- DATA SEGMENT -
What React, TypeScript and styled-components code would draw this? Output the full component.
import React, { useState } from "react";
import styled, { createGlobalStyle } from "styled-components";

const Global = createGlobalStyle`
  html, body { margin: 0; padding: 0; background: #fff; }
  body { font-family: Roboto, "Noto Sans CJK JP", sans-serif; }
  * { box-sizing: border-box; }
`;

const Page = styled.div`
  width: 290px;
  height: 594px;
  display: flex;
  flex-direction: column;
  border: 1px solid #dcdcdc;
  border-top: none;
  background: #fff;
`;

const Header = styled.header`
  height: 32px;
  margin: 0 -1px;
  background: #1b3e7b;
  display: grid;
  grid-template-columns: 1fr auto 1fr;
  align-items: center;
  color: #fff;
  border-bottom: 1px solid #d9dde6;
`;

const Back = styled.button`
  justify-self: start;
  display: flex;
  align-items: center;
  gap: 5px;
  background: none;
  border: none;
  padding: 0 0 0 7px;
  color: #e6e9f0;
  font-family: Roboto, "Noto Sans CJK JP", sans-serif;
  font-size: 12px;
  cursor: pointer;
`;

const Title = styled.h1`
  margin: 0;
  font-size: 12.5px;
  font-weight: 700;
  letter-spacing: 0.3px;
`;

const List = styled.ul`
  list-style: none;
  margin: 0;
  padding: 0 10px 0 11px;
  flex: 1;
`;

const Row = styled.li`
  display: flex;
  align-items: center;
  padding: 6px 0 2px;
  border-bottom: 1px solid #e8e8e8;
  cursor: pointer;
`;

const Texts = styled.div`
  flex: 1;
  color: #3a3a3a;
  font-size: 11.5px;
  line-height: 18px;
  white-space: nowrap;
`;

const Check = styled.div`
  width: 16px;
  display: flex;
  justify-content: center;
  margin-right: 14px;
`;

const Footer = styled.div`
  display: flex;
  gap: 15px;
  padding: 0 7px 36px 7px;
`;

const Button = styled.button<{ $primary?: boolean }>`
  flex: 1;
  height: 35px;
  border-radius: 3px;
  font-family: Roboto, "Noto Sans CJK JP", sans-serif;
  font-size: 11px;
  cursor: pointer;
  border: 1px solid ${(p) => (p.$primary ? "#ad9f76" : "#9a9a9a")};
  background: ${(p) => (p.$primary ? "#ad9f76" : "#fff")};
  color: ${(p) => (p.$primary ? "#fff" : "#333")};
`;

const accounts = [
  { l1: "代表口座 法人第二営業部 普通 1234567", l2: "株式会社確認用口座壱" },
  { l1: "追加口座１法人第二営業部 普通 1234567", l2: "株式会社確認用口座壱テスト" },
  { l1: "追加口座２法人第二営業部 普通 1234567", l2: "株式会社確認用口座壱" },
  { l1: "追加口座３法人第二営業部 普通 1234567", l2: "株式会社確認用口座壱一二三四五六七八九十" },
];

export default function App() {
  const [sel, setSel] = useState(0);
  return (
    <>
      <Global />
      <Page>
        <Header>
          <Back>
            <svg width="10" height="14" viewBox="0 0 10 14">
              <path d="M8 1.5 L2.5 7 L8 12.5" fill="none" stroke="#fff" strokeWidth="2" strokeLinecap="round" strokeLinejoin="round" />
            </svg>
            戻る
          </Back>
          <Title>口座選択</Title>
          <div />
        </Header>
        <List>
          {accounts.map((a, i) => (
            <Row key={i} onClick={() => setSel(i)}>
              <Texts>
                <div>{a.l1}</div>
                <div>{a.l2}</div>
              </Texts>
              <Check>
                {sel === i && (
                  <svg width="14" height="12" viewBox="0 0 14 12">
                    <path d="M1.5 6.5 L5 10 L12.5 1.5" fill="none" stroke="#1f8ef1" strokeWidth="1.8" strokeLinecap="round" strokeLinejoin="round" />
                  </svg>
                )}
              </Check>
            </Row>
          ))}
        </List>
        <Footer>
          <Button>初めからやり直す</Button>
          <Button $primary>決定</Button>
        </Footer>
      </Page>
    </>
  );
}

- INSTRUCTION -
From the data, collect all lines where the string "React" appears.

- TASK ANSWER -
What React, TypeScript and styled-components code would draw this? Output the full component.
import React, { useState } from "react";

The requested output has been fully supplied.